Federal and state tax consequences will, in all likelihood, be major considerations in any business combination that the Company may undertake. Currently, such transactions may be structured so as to result in tax-free treatment to both companies, pursuant to various federal and state tax provisions. The Company intends to structure any business combination so as to minimize the federal and state tax consequences to both the Company and the target entity; however, there can be no assurance that such business combination will meet the statutory requirements of a tax-free reorganization or that the parties will obtain the intended tax-free treatment upon a transfer of stock or assets. A non-qualifying reorganization could result in the imposition of both federal and state taxes, which may have an adverse effect on both parties to the transaction.
If we locate a suitable target business outside of the United States, we would be subject to all the inherent risks of doing business in that foreign country.

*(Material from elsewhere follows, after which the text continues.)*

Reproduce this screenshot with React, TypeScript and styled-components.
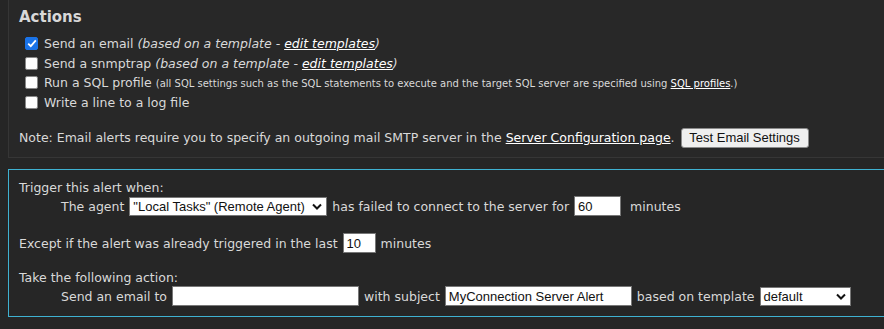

Although we intend to focus our search on target businesses located within the United States, we are not limited to this geographical region. It is possible that prospective target businesses could be introduced to us in this and other areas. If we locate a suitable target business outside of the United States, we would be subject to all the inherent risks of doing business in that foreign country. For instance, many countries have had economic difficulties and political instability. If we were to complete a business combination with a target business located in another country, our operations and profitability could be negatively affected by that country's response to these and other issues. In addition, we cannot assure you that management of the target business will be familiar with United States securities laws. If new management is unfamiliar with our laws, it may have to expend time and resources becoming familiar with such laws. This could be expensive and time-consuming and could lead to various regulatory issues which may adversely affect our operations.